[Exercise description]:
Among the entries below, which lines run from the line with "Write a component" through the line with "import React from 'react'"? Retype those, both ends included, exactly and without pictures.

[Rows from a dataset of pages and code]
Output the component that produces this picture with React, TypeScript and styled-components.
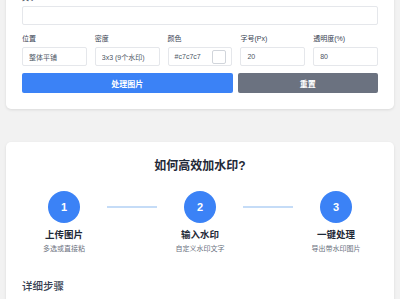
import { Fragment } from "react";
import styled, { createGlobalStyle } from "styled-components";

const GlobalStyle = createGlobalStyle`
  body {
    margin: 0;
    background: #f2f2f2;
    font-family: "Liberation Sans", "Noto Sans CJK SC", sans-serif;
    overflow: hidden;
  }
`;

const Page = styled.div`
  padding: 0 6px;
`;

const Card = styled.section<{ $top?: number }>`
  margin-top: ${(p) => p.$top ?? 0}px;
  background: #ffffff;
  border-radius: 5px;
  box-shadow: 0 1px 3px rgba(0, 0, 0, 0.1);
  padding: 16px;
`;

const Label = styled.div`
  font-size: 7px;
  line-height: 10px;
  color: #374151;
  margin-bottom: 3px;
`;

const TextBox = styled.input`
  box-sizing: border-box;
  display: block;
  width: 100%;
  height: 19px;
  padding: 0 6px;
  border: 1px solid #e5e7eb;
  border-radius: 2px;
  font-family: inherit;
  font-size: 7px;
  color: #4b5563;
  background: #fff;
  outline: none;
`;

const ColorBox = styled.div`
  box-sizing: border-box;
  display: flex;
  align-items: center;
  justify-content: space-between;
  height: 19px;
  padding: 0 5px 0 6px;
  border: 1px solid #e5e7eb;
  border-radius: 2px;
  font-size: 7px;
  color: #4b5563;
`;

const Swatch = styled.span<{ $color: string }>`
  width: 12px;
  height: 12px;
  border: 1px solid #d1d5db;
  border-radius: 2px;
  background: ${(p) => p.$color};
`;

const FieldGrid = styled.div`
  display: grid;
  grid-template-columns: repeat(5, 1fr);
  gap: 8px;
  margin-top: 9px;
`;

const ButtonRow = styled.div`
  display: flex;
  gap: 5px;
  margin-top: 7px;
`;

const Button = styled.button<{ $primary?: boolean }>`
  flex: ${(p) => (p.$primary ? 1.545 : 1)};
  height: 20px;
  border: none;
  border-radius: 2px;
  background: ${(p) => (p.$primary ? "#3b82f6" : "#6b7280")};
  color: #ffffff;
  font-family: inherit;
  font-size: 8px;
  font-weight: 700;
`;

const Title = styled.h2`
  margin: 0;
  text-align: center;
  font-size: 12px;
  line-height: 16px;
  font-weight: 700;
  color: #1f2937;
`;

const Steps = styled.div`
  display: flex;
  align-items: flex-start;
  margin-top: 17px;
`;

const Step = styled.div`
  width: 84px;
  display: flex;
  flex-direction: column;
  align-items: center;
`;

const Circle = styled.div`
  width: 32px;
  height: 32px;
  border-radius: 50%;
  background: #3b82f6;
  color: #ffffff;
  display: flex;
  align-items: center;
  justify-content: center;
  font-size: 11px;
  font-weight: 700;
`;

const Connector = styled.div`
  flex: 1;
  height: 2px;
  margin: 15px 1px 0;
  background: #c5dcf7;
`;

const StepTitle = styled.div`
  margin-top: 5px;
  font-size: 9.5px;
  line-height: 13px;
  font-weight: 700;
  color: #1f2937;
`;

const StepText = styled.div`
  margin-top: 3px;
  font-size: 7px;
  line-height: 10px;
  color: #6b7280;
`;

const SubHeading = styled.h3`
  margin: 25px 0 0;
  font-size: 10.5px;
  line-height: 14px;
  font-weight: 500;
  color: #374151;
`;

const fields = [
  { label: "位置", value: "整体平铺" },
  { label: "密度", value: "3x3 (9个水印)" },
  { label: "颜色", value: "#c7c7c7", color: "#ffffff" },
  { label: "字号(Px)", value: "20" },
  { label: "透明度(%)", value: "80" },
];

const steps = [
  { n: "1", title: "上传图片", text: "多选或直接粘" },
  { n: "2", title: "输入水印", text: "自定义水印文字" },
  { n: "3", title: "一键处理", text: "导出带水印图片" },
];

export default function App() {
  return (
    <Page>
      <GlobalStyle />
      <Card $top={-23}>
        <Label>文字</Label>
        <TextBox readOnly defaultValue="" />
        <FieldGrid>
          {fields.map((f) => (
            <div key={f.label}>
              <Label>{f.label}</Label>
              {f.color ? (
                <ColorBox>
                  {f.value}
                  <Swatch $color={f.color} />
                </ColorBox>
              ) : (
                <TextBox readOnly defaultValue={f.value} />
              )}
            </div>
          ))}
        </FieldGrid>
        <ButtonRow>
          <Button $primary>处理图片</Button>
          <Button>重置</Button>
        </ButtonRow>
      </Card>
      <Card $top={33}>
        <Title>如何高效加水印?</Title>
        <Steps>
          {steps.map((s, i) => (
            <Fragment key={s.n}>
              {i > 0 && <Connector />}
              <Step>
                <Circle>{s.n}</Circle>
                <StepTitle>{s.title}</StepTitle>
                <StepText>{s.text}</StepText>
              </Step>
            </Fragment>
          ))}
        </Steps>
        <SubHeading>详细步骤</SubHeading>
      </Card>
    </Page>
  );
}
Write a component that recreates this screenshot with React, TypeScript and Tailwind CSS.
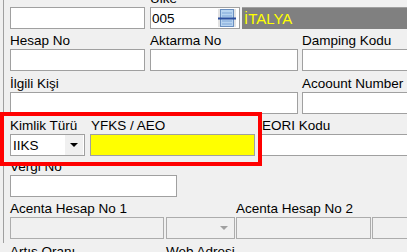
import React from 'react'

const Label: React.FC<{ children?: React.ReactNode; className?: string }> = ({ children, className = '' }) => (
  <div className={`h-[16px] leading-[15px] text-[13.5px] whitespace-nowrap ${className}`}>{children}</div>
)

const Box: React.FC<{ className?: string; children?: React.ReactNode }> = ({ className = '', children }) => (
  <div className={`h-[22px] shrink-0 border border-[#a0a0a0] ${className}`}>{children}</div>
)

const LookupIcon = () => (
  <svg width="18" height="20" viewBox="0 0 18 20">
    <rect x="2.5" y="1.5" width="13" height="17" fill="#b8d4f0" stroke="#6a8fc0" strokeWidth="1" />
    <line x1="4" y1="5" x2="14" y2="5" stroke="#7fa6d8" />
    <line x1="4" y1="8" x2="14" y2="8" stroke="#7fa6d8" />
    <line x1="4" y1="13" x2="14" y2="13" stroke="#7fa6d8" />
    <line x1="4" y1="16" x2="14" y2="16" stroke="#7fa6d8" />
    <rect x="0" y="9.5" width="18" height="2" fill="#2c4f9e" />
  </svg>
)

const App: React.FC = () => {
  return (
    <div className="relative w-[407px] h-[252px] overflow-hidden bg-[#f0f0f0] pl-[3px] font-['Liberation_Sans',Arial,sans-serif] text-black">
      <div className="h-full border-l border-[#a0a0a0] pl-[6px]">
        {/* Row 1 */}
        <div className="flex -mt-[9px]">
          <div>
            <Label />
            <Box className="w-[135px] bg-white" />
          </div>
          <div className="ml-[5px]">
            <Label>Ülke</Label>
            <div className="flex">
              <Box className="w-[90px] bg-white flex items-center justify-between pl-[1px] pr-[3px]">
                <span className="text-[13.5px] leading-[15px]">005</span>
                <div className="h-[18px] w-[18px] bg-[#e3e3e3] flex items-center justify-center">
                  <LookupIcon />
                </div>
              </Box>
              <div className="ml-[2px] h-[22px] w-[180px] shrink-0 bg-[#808080] border-t border-[#a0a0a0] flex items-center pl-[2px]">
                <span className="text-[15px] leading-[16px] text-[#ffff00]">İTALYA</span>
              </div>
            </div>
          </div>
        </div>

        {/* Row 2 */}
        <div className="flex mt-[4px]">
          <div>
            <Label>Hesap No</Label>
            <Box className="w-[135px] bg-white" />
          </div>
          <div className="ml-[5px]">
            <Label>Aktarma No</Label>
            <Box className="w-[148px] bg-white" />
          </div>
          <div className="ml-[4px]">
            <Label>Damping Kodu</Label>
            <Box className="w-[140px] bg-white" />
          </div>
        </div>

        {/* Row 3 */}
        <div className="flex mt-[5px]">
          <div>
            <Label>İlgili Kişi</Label>
            <Box className="w-[288px] bg-white" />
          </div>
          <div className="ml-[4px]">
            <Label>Acoount Number</Label>
            <Box className="w-[140px] bg-white" />
          </div>
        </div>

        {/* Row 4 */}
        <div className="flex mt-[4px]">
          <div>
            <Label>Kimlik Türü</Label>
            <Box className="w-[75px] bg-white flex items-center justify-between pl-[2px] pr-[1px]">
              <span className="text-[13.5px] leading-[15px]">IIKS</span>
              <div className="h-[20px] w-[18px] bg-[#f0f0f0] flex items-center justify-center">
                <div className="w-0 h-0 border-l-[4px] border-r-[4px] border-t-[4px] border-l-transparent border-r-transparent border-t-black" />
              </div>
            </Box>
          </div>
          <div className="ml-[5px]">
            <Label className="pl-[1px]">YFKS / AEO</Label>
            <Box className="w-[165px] bg-[#ffff00]" />
          </div>
          <div className="ml-[6px]">
            <Label className="pl-[1px]">EORI Kodu</Label>
            <Box className="w-[150px] bg-white" />
          </div>
        </div>

        {/* Row 5 */}
        <div className="flex mt-[3px]">
          <div>
            <Label>Vergi No</Label>
            <Box className="w-[167px] bg-white" />
          </div>
        </div>

        {/* Row 6 */}
        <div className="flex mt-[4px]">
          <div>
            <Label>Acenta Hesap No 1</Label>
            <div className="flex">
              <Box className="w-[154px] bg-[#f0f0f0] border-[#acacac]" />
              <Box className="ml-[2px] w-[69px] bg-[#f0f0f0] border-[#acacac] flex items-center justify-end pr-[6px]">
                <div className="w-0 h-0 border-l-[4px] border-r-[4px] border-t-[4px] border-l-transparent border-r-transparent border-t-[#a0a0a0]" />
              </Box>
            </div>
          </div>
          <div className="ml-[1px]">
            <Label>Acenta Hesap No 2</Label>
            <div className="flex">
              <Box className="w-[135px] bg-[#f0f0f0] border-[#acacac]" />
              <Box className="ml-[1px] w-[100px] bg-[#f0f0f0] border-[#acacac]" />
            </div>
          </div>
        </div>

        {/* Row 7 */}
        <div className="flex mt-[5px]">
          <Label className="w-[156px]">Artış Oranı</Label>
          <Label>Web Adresi</Label>
        </div>
      </div>

      {/* red highlight annotation */}
      <div className="absolute left-[0px] top-[112px] w-[262px] h-[54px] border-[4px] border-[#ff0000]" />
    </div>
  )
}

export default App
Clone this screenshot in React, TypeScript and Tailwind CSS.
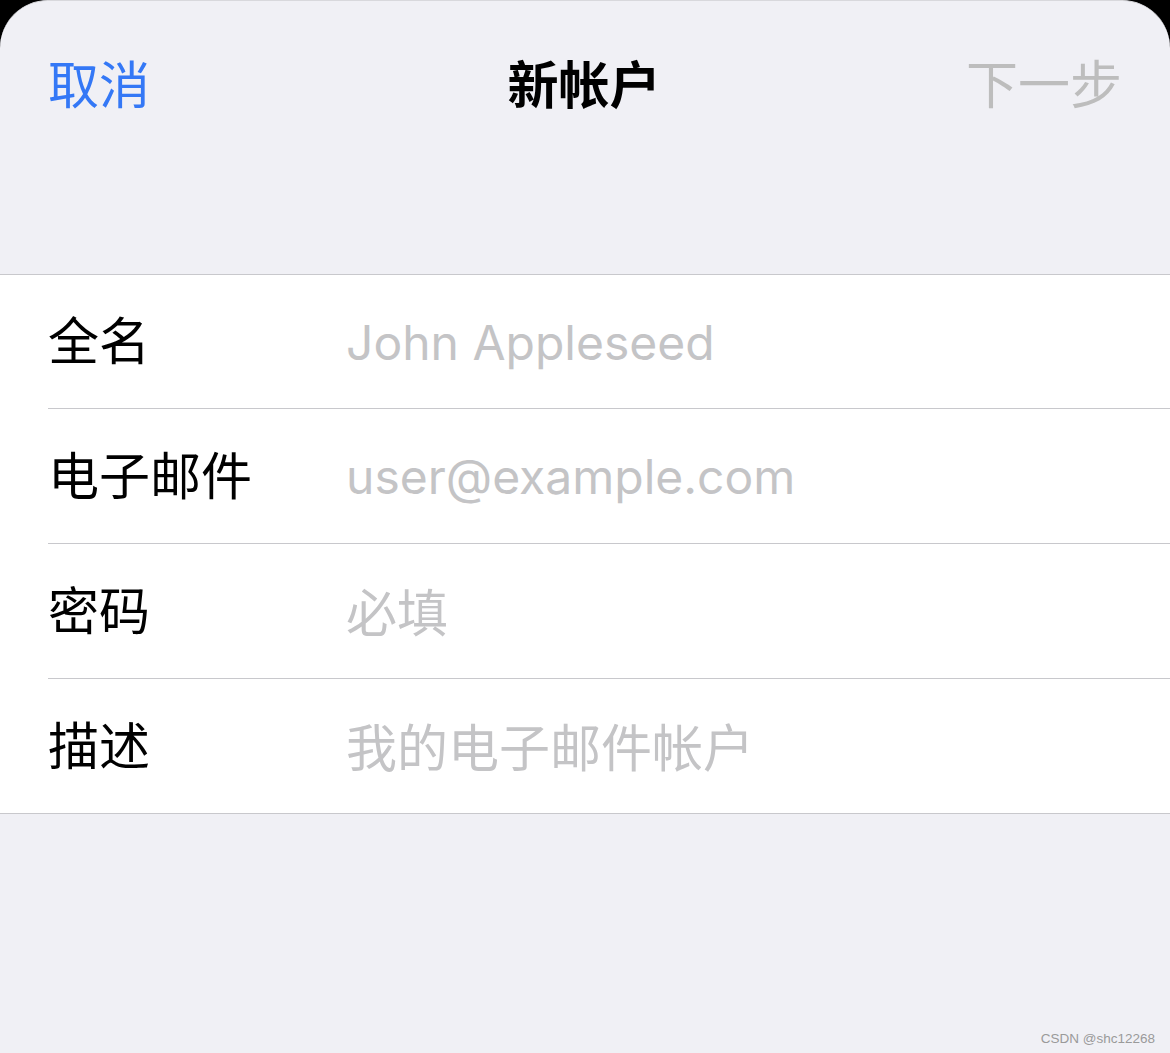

[Exercise output]:
Write a component that recreates this screenshot with React, TypeScript and Tailwind CSS.
import React from 'react'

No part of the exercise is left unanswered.